Here, three jurors averred as to what they “thought” and “understood the term ‘substantial’ factor to mean” and to how that understanding affected their verdict. Because the language in the declaration plainly reflected the jurors’ mental thought processes, the declaration could not be considered to support a new trial. (Evid. Code, § 1150; People v. Steele (2002) 27 Cal.4th 1230, 1264 [“Because, as a matter of substantive law, the jurors’ mental processes leading to the verdict are of no jural consequence, evidence of those mental processes is of no ‘consequence to the determination of the action’”]; Drust v. Drust (1980) 113 Cal.App.3d 1, 9 [“posttrial solicitation and use of jurors’ statements concerning their conduct and deliberation and which seek to explain the effect of evidence upon their mental processes is improper”].)

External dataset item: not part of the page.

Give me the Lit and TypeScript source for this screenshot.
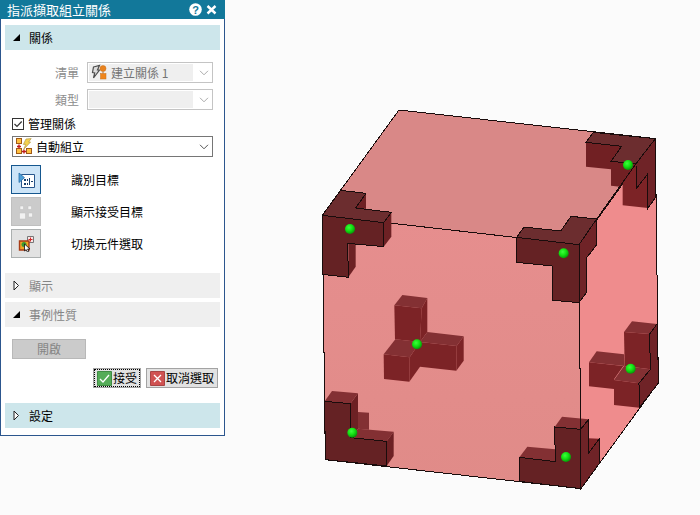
import { LitElement, html, svg, css } from "lit";
import { customElement, state } from "lit/decorators.js";

interface Face {
  tone: string;
  pts: string;
  edge?: boolean;
}

// Outer faces of the translucent cube.
const cube: Face[] = [
  { tone: "top", pts: "267,30 1036,116 807,434 37,346", edge: true },
  { tone: "front", pts: "37,346 807,434 813,1166 46,1079", edge: true },
  { tone: "right", pts: "807,434 1036,116 1045,848 813,1166", edge: true },
];

// Corner brackets; faces with an edge lie on the surface, the rest are seen through it.
const brackets: Face[] = [
  // top left
  { tone: "d-side", pts: "168,280 168,327 137,324" },
  { tone: "d-side", pts: "221,368 244,337 244,410 221,440" },
  { tone: "d-side", pts: "115,430 137,432 137,500 115,532" },
  { tone: "d-top", pts: "37,346 92,271 168,280 137,324 244,337 221,368", edge: true },
  { tone: "d-front", pts: "37,346 221,368 221,440 113,430 115,532 38,523", edge: true },
  // top right, near
  { tone: "d-top", pts: "620,412 642,381 752,393 783,349 860,357 807,434", edge: true },
  { tone: "d-front", pts: "620,412 807,434 807,608 729,601 727,498 620,487", edge: true },
  { tone: "d-right", pts: "807,434 860,357 861,433 830,473 830,577 807,608", edge: true },
  // top right, far
  { tone: "d-wall", pts: "828,127 935,139 903,184 978,191 930,260 903,257 903,208 828,200" },
  { tone: "d-inner", pts: "978,191 979,266 1013,222 1014,324 938,316 938,250" },
  { tone: "d-top", pts: "828,127 850,97 1036,116 978,191 903,184 935,139", edge: true },
  { tone: "d-right", pts: "1036,116 978,191 979,266 1013,222 1014,324 1037,292", edge: true },
  // back left, bottom
  { tone: "d-inner", pts: "253,616 335,625 330,726 255,718" },
  { tone: "d-inner", pts: "335,625 352,594 352,696 330,726" },
  { tone: "d-lid", pts: "277,585 352,594 335,625 253,616" },
  { tone: "d-inner", pts: "330,726 440,738 439,812 330,800" },
  { tone: "d-inner", pts: "440,738 461,709 461,782 439,812" },
  { tone: "d-lid", pts: "352,696 461,709 440,738 330,726" },
  { tone: "d-inner", pts: "221,763 299,772 298,845 222,837" },
  { tone: "d-inner", pts: "299,772 330,726 330,800 298,845" },
  { tone: "d-lid", pts: "256,718 330,726 299,772 221,763" },
  // bottom left
  { tone: "d-lid", pts: "144,936 177,938 177,989 144,986" },
  { tone: "d-side", pts: "121,911 144,880 144,986 122,1013" },
  { tone: "d-lid", pts: "44,904 66,873 144,880 121,911" },
  { tone: "d-lid", pts: "122,1013 144,986 251,995 230,1024" },
  { tone: "d-side", pts: "230,1024 251,995 251,1068 230,1098" },
  { tone: "d-front", pts: "44,904 121,911 122,1013 230,1024 230,1098 46,1079", edge: true },
  // bottom right, near
  { tone: "d-inner", pts: "835,1015 868,1016 835,1060" },
  { tone: "d-lid", pts: "734,981 756,950 836,958 812,988" },
  { tone: "d-lid", pts: "628,1072 652,1040 736,1048 736,1085" },
  { tone: "d-front", pts: "628,1072 736,1085 734,981 812,988 813,1166 628,1144", edge: true },
  { tone: "d-right", pts: "812,988 836,958 835,1060 868,1016 869,1089 813,1166", edge: true },
  // bottom right, far
  { tone: "d-inner", pts: "837,787 940,798 912,838 912,867 837,859" },
  { tone: "d-lid", pts: "837,787 860,754 942,763 944,798" },
  { tone: "d-inner", pts: "942,696 1019,702 1021,808 944,798" },
  { tone: "d-lid", pts: "942,696 966,664 1041,672 1019,702" },
  { tone: "d-inner", pts: "912,840 987,850 988,923 912,915" },
  { tone: "d-lid", pts: "942,798 1021,808 987,850 912,840" },
  { tone: "d-right", pts: "1041,672 1019,702 1021,808 987,850 988,923 1046,848", edge: true },
];

const markers = [
  [120, 387], [761, 460], [954, 195], [321, 733],
  [127, 998], [768, 1071], [962, 806],
];

const face = (f: Face) =>
  svg`<polygon class="${f.tone} ${f.edge ? "edge" : "plain"}" points=${f.pts}></polygon>`;

const chevron = html`<svg class="chevron" viewBox="0 0 10 6" aria-hidden="true">
  <path d="M1 .8 5 4.8 9 .8" />
</svg>`;

const arrow = (open: boolean) => html`<svg class="arrow" viewBox="0 0 9 11" aria-hidden="true">
  ${open
    ? svg`<path d="M8 2V9H1Z" fill="#000"></path>`
    : svg`<path d="M2 1V10L6.5 5.5Z" fill="#fff" stroke="#222"></path>`}
</svg>`;

const createIcon = html`<svg class="pick-icon" viewBox="0 0 16 16" aria-hidden="true">
  <path d="M2.500 3 8.500 1.500 6.500 6H8.500L2.500 14 3.700 9 1.500 8.500Z" fill="#dcdcdc" stroke="#4c4c4c" stroke-width="1.200" />
  <circle cx="12" cy="4.500" r="3" fill="#e8821e" stroke="#c87018" stroke-width=".5" />
  <rect x="9.500" y="9.500" width="5.500" height="5.500" fill="#f0861c" stroke="#c87018" stroke-width=".5" />
  <path d="M12 7.500V9.500" stroke="#b06a2c" />
</svg>`;

const autoIcon = html`<svg class="pick-icon" viewBox="0 0 16 16" aria-hidden="true">
  <rect x=".5" y=".5" width="5" height="5" fill="#ffc040" stroke="#a05a18" />
  <rect x=".5" y="10.500" width="5" height="5" fill="#ffc040" stroke="#a05a18" />
  <rect x="10.500" y="10.500" width="5" height="5" fill="#ffc040" stroke="#a05a18" />
  <path d="M1 8.500H5M3 6.500V10.500M6 13.500H10M8 11.500V15.500" stroke="#c01c1c" stroke-width="1.400" />
  <path d="M10 1 15.200.6 12.600 4H14.600L7.600 11.400 9.800 6.400H7.400Z" fill="#f4d24e" stroke="#b49a48" stroke-width=".7" />
</svg>`;

const identifyIcon = html`<svg class="tool-icon" viewBox="0 0 18 16" aria-hidden="true">
  <path d="M4.500 2.500H17.500V15.500H4.500Z" fill="#fff" stroke="#28568c" />
  <path d="M2 1V10.500L7.500 5.700Z" fill="#4b9fd8" stroke="#286ea8" stroke-width=".8" />
  <path d="M7 7h2v2H7zM7 11h2v2H7zM10 7h1v2h-1zM10 11h1v2h-1zM12 6h1v7h-1zM14 9h2v1h-2z" fill="#173f6c" />
</svg>`;

const showIcon = html`<svg class="tool-icon" viewBox="0 0 18 16" aria-hidden="true">
  <path d="M3 2h3.500v3.500H3zM11 2h3.500v3.500H11zM2.500 9h6v6h-6zM11.500 9h4v4h-4z" fill="#f2f2f2" stroke="#bebebe" stroke-width=".5" />
</svg>`;

const switchIcon = html`<svg class="tool-icon" viewBox="0 0 18 16" aria-hidden="true">
  <path d="M10.500.5H16.500V6.500H10.500Z" fill="#f8e4e4" stroke="#777" />
  <path d="M11.500 3.500H15.500M13.500 1.500V5.500" stroke="#d02828" />
  <path d="M2.500 5H12V14H2.500Z" fill="#f2a524" stroke="#a83c16" stroke-width="1.400" />
  <circle cx="7" cy="8.500" r="2.500" fill="#3c9a30" />
  <path d="M7.500 8V15L9.200 13.600 10.400 16 11.800 15.300 10.600 13H13Z" fill="#fff" stroke="#111" stroke-width=".8" />
</svg>`;

@customElement("app-root")
export class AppRoot extends LitElement {
  @state() private tool = 0;

  static styles = css`
    :host {
      display: flex;
      align-items: flex-start;
      min-height: 100vh;
      background: #fbfbfb;
      color: #000;
      font: 12px/16px "Noto Sans CJK TC", "Liberation Sans", sans-serif;
    }
    * { box-sizing: border-box; }
    button, select, input { font: inherit; color: inherit; margin: 0; }
    h1, h2 { margin: 0; font: inherit; }
    svg { display: block; fill: none; flex: none; }

    .dialog {
      flex: none;
      width: 225px;
      background: #fff;
      border: 1px solid #2c568e;
      border-top: 0;
      padding-bottom: 7px;
    }
    .title {
      display: flex;
      align-items: center;
      height: 19px;
      margin: 0 -1px 6px;
      padding: 0 8px 0 7px;
      gap: 4px;
      background: #12789a;
      color: #fff;
    }
    .title h1 { flex: 1; font-size: 13px; }
    .title button { border: 0; padding: 0; background: none; }
    .help { width: 13px; height: 13px; }
    .close { width: 11px; height: 11px; }
    .q { fill: #12789a; font: bold 11px "Liberation Sans", sans-serif; text-anchor: middle; }

    .section {
      display: flex;
      align-items: center;
      gap: 8px;
      width: calc(100% - 8px);
      height: 25px;
      margin: 0 4px;
      padding: 0 7px;
      border: 0;
      background: #cde6eb;
    }
    .section.off { background: #efefef; color: #858585; }
    .section + .section { margin-top: 4px; }
    .arrow { width: 9px; height: 11px; }

    .group { padding: 12px 11px 0; }
    .field {
      display: grid;
      grid-template-columns: 67px 1fr;
      gap: 8px;
      align-items: center;
      margin-bottom: 6px;
      color: #8c8c8c;
      text-align: right;
    }
    .pick { position: relative; }
    .pick select {
      display: block;
      appearance: none;
      width: 100%;
      height: 21px;
      padding: 0 20px 0 23px;
      border: 1px solid #767676;
      border-radius: 0;
      background: #fff;
      opacity: 1;
    }
    .pick select:disabled {
      border-color: #c4c4c4;
      color: #747474;
      background: linear-gradient(#efefef, #efefef) 1px 1px / calc(100% - 20px) calc(100% - 2px) no-repeat #fff;
    }
    .pick-icon { position: absolute; left: 4px; top: 2px; width: 16px; height: 16px; pointer-events: none; }
    .chevron { position: absolute; right: 4px; top: 8px; width: 10px; height: 6px; stroke: #555; pointer-events: none; }
    .field .chevron { stroke: #aaa; }

    .check { display: flex; align-items: center; gap: 4px; height: 16px; margin: 0 0 4px; }
    .check input {
      appearance: none;
      width: 12px;
      height: 12px;
      border: 1px solid #333;
      background: #fff;
    }
    .tick { position: absolute; inset: 0; width: 12px; height: 12px; stroke: #333; pointer-events: none; }
    .box { position: relative; display: flex; }

    .tools { display: grid; gap: 3px; padding: 8px 10px 15px; }
    .tool { display: flex; align-items: center; gap: 30px; }
    .tool button {
      display: grid;
      place-items: center;
      width: 30px;
      height: 29px;
      padding: 0;
      border: 1px solid #acb0b0;
      background: #e2e2e2;
    }
    .tool button.on { border-color: #15578f; background: #cce4f7; }
    .tool button:disabled { border-color: #bfbfbf; background: #cbcbcb; }
    .tool-icon { width: 18px; height: 16px; }

    .open {
      display: block;
      width: 74px;
      height: 20px;
      margin: 12px 11px 9px;
      padding: 0;
      border: 1px solid #b8b8b8;
      background: #cbcbcb;
      line-height: 16px;
    }
    .open:disabled { color: #858585; }
    .actions { display: flex; justify-content: flex-end; gap: 5px; padding: 0 6px 15px; }
    .actions button {
      display: flex;
      align-items: center;
      gap: 1px;
      height: 20px;
      padding: 0 3px;
      border: 1px solid #a3a3a3;
      background: #e2e2e2;
      white-space: nowrap;
    }
    .actions .accept { outline: 1px dotted #000; outline-offset: -2px; }
    .badge { width: 15px; height: 15px; }

    .view { flex: 1; min-width: 0; }
    .scene { width: 100%; height: auto; }
    .edge { stroke: #1a0c0c; stroke-width: 3; shape-rendering: crispEdges; }
    .line { stroke: #1a0c0c; stroke-width: 3; shape-rendering: crispEdges; }
    .top { fill: #d98887; }
    .front { fill: url(#front); }
    .right { fill: #ef8c8d; }
    .d-top { fill: #6c2d2f; }
    .d-front { fill: #652224; }
    .d-right { fill: #6f2327; }
    .d-side { fill: #6d2124; }
    .d-inner { fill: #7c2326; }
    .d-wall { fill: #712023; }
    .d-lid { fill: #833033; }
  `;

  render() {
    return html`
      <section class="dialog" aria-label="指派擷取組立關係">
        <header class="title">
          <h1>指派擷取組立關係</h1>
          <button aria-label="說明">
            <svg class="help" viewBox="0 0 13 13">
              <circle cx="6.5" cy="6.5" r="6.3" fill="#fff" />
              <text class="q" x="6.5" y="10.500">?</text>
            </svg>
          </button>
          <button aria-label="關閉">
            <svg class="close" viewBox="0 0 11 11"><path d="M1.500 2 9.500 9.500M9.500 2 1.500 9.500" stroke="#fff" stroke-width="2.4" /></svg>
          </button>
        </header>

        <button class="section" aria-expanded="true">${arrow(true)}<span>關係</span></button>
        <div class="group">
          <div class="field">
            <label for="list">清單</label>
            <div class="pick">
              <select id="list" disabled><option>建立關係 1</option></select>
              ${createIcon}${chevron}
            </div>
          </div>
          <div class="field">
            <label for="type">類型</label>
            <div class="pick">
              <select id="type" disabled><option></option></select>
              ${chevron}
            </div>
          </div>
          <label class="check">
            <span class="box">
              <input type="checkbox" checked />
              <svg class="tick" viewBox="0 0 12 12"><path d="M2.500 6 5 8.500 9.700 3.500" stroke-width="1.2" /></svg>
            </span>
            管理關係
          </label>
          <div class="pick">
            <select aria-label="管理關係"><option>自動組立</option></select>
            ${autoIcon}${chevron}
          </div>
        </div>

        <div class="tools">
          ${[
            ["識別目標", identifyIcon],
            ["顯示接受目標", showIcon],
            ["切換元件選取", switchIcon],
          ].map(
            ([label, icon], i) => html`<div class="tool">
              <button
                class=${i === this.tool ? "on" : ""}
                aria-labelledby="tool-${i}"
                ?disabled=${i === 1}
                @click=${() => (this.tool = i)}
              >${icon}</button>
              <span id="tool-${i}">${label}</span>
            </div>`
          )}
        </div>

        <button class="section off" aria-expanded="false">${arrow(false)}<span>顯示</span></button>
        <button class="section off" aria-expanded="true">${arrow(true)}<span>事例性質</span></button>
        <button class="open" disabled>開啟</button>
        <div class="actions">
          <button class="accept">
            <svg class="badge" viewBox="0 0 15 15"><path d="M.5.5H14.500V14.500H.5Z" fill="#55ac58" stroke="#408c44" /><path d="M3 8 6 11 12 4" stroke="#fff" stroke-width="1.3" /></svg>接受
          </button>
          <button>
            <svg class="badge" viewBox="0 0 15 15"><path d="M.5.5H14.500V14.500H.5Z" fill="#d05252" stroke="#a84444" /><path d="M4 4 11 11M11 4 4 11" stroke="#fff" stroke-width="1.3" /></svg>取消選取
          </button>
        </div>
        <button class="section" aria-expanded="false">${arrow(false)}<span>設定</span></button>
      </section>

      <main class="view">
        <svg class="scene" viewBox="-255 -300 1425 1545" role="img" aria-label="組立">
          <defs>
            <linearGradient id="front" x1="0" y1="0" x2="0" y2="1">
              <stop offset="0" stop-color="#e68e8e" />
              <stop offset="1" stop-color="#e08b88" />
            </linearGradient>
            <radialGradient id="ball" cx=".4" cy=".35" r=".7">
              <stop offset="0" stop-color="#3cff3c" />
              <stop offset=".5" stop-color="#12e012" />
              <stop offset="1" stop-color="#078a07" />
            </radialGradient>
          </defs>
          ${cube.map(face)} ${brackets.map(face)}
          <path class="line" d="M860 357 978 191M812 950V988M221 368 244 337" />
          ${markers.map(([x, y]) => svg`<circle cx=${x} cy=${y} r="15" fill="url(#ball)"></circle>`)}
        </svg>
      </main>
    `;
  }
}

Citing Krouse v. Graham (1977) 19 Cal.3d 59, appellants contend that the declaration showed the jurors discussed the concept of substantial factor and therefore described an overt act that could be considered to impeach the verdict. In that case, four juror declarations recited that several jurors “‘commented’” on their belief that the plaintiffs’ attorney would receive one-third of any award, “‘considered’” this belief in making their award and “‘determined’” the amount of damages by adding $30,000 for legal fees. (Id. at pp. 79, 80.) Though conceding that there was room to construe the declarations as reflecting the jurors’ mental processes, the court ultimately held that the declarations were admissible, reasoning that an express agreement to include attorney fees in the award would amount to jury misconduct requiring reversal. (Id. at pp. 81–82.) Here, in contrast, the declaration did not aver that the jurors discussed their misunderstanding, but rather, stated the collective misunderstanding that “we” had concerning the meaning of substantial factor. A declaration that at most suggests “‘deliberative error’ in the jury’s collective mental process—confusion, misunderstanding, and misinterpretation of the law” may not be used to impeach a verdict. (Ford v. Bennacka (1990) 226 Cal.App.3d 330, 336.) The jurors’ statements here were akin to those in Mesecher v. County of San Diego, supra, 9 Cal.App.4th at pages 1682 to 1683, where the juror declarations showed a majority of the jurors had found that a battery had been committed by relying on an improper definition of the offense that conflicted with the definition contained in the jury instructions. The court ruled that the declarations established nothing more than the jurors’ subjective collective mental process and rejected the notion that the fact that several jurors communicated their misunderstanding to one another compelled a different result. According to the court, “‘[t]he subjective quality of one juror’s reasoning is not purged by the fact that another juror heard and remembers the verbalization of that reasoning.’ To hold otherwise would destroy the rule... which clearly prohibits the upsetting of a jury verdict by assailing these subjective mental processes.’” (Id. at p. 1683.)
For these reasons, we find no basis to disturb the trial court’s denial of appellants’ motion for a new trial.
DISPOSITION
The judgment is affirmed. Aguiar is entitled to recover his costs on appeal.